The documentary includes many photos and videos, both of Gypsy feigning illness and talking like a developmentally disabled pinhead as well as a perfectly fine Gypsy in bed with her boyfriend. Also included are their text exchanges. The most disappointing parts are the interviews with Gypsy, now in prison. She seems naive and sweet but manipulative and creepy at the same time. The horror of what she went through is unfathomable and she came across as so bland and syrup-y. This documentary raised many more questions than it answered.

Girls Season 6

ARGHH. I have been a stalwart fan of Girls. I enjoyed it and defended it when everyone else was criticizing it for various reasons which never felt important to me. I loved Season 5. But damn, the final season sucked. I was not at all into it.

The pregnancy plot line seemed desperate and grasping. Yes, there were scenes and episodes I liked.
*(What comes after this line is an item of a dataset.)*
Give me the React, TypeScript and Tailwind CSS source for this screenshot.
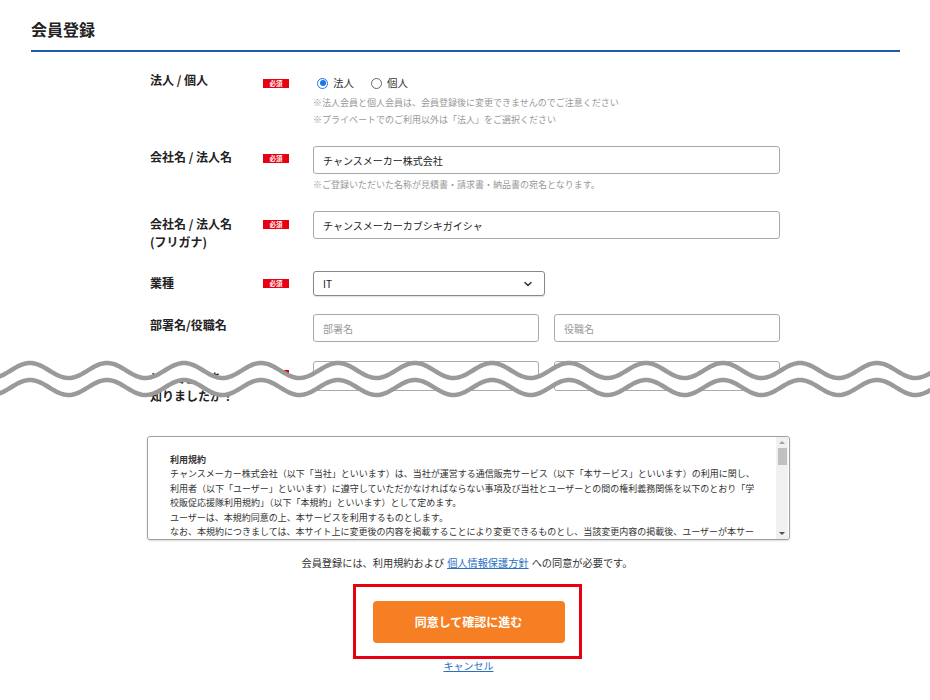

But the way they tried to wrap Hannah's story up was very unconvincing and unrealistic and they totally lost me. Parts were utterly preposterous. Very disappointed.

Master of None Season 2

I recently watched al of the second season of Master of None, Aziz Ansari's sweet Netflix series.

The strength of this show is Aziz -- his ebullience, his curiosity, his humor, and his wonderful good nature and seemingly genuine kindness. He throws light on various pervasive forms of racism, gives homage and dignity to the myriad people whose lives are ignored in mainstream storytelling, and performs a running commentary on contemporary upper-middle class urban life.

Both season have an off quality to me. Something awkward in the acting or timing that I can't quite adjust to. Season 2 is cinematically (and to a lesser extent thematically) sophisticated, but there is something amateurish in the execution that I can't quite put my finger on.

The narrative arc of Season 2 is Aziz's budding relationship with a charming woman he met in Italy (those episodes shot in black and white and sending shout outs to Italian movie classics). As this developed I felt myself growing a bit distant. The storylines and scenes with his friends and dates were crisp and fresh to me. But with the love interest it felt a little tired. It dragged a little. I think part of the problem for me is that she was SO charming. A caricature of charming. Hi growing fondness and love for her was understandable and relatable, but her her-ness seemed made up to me.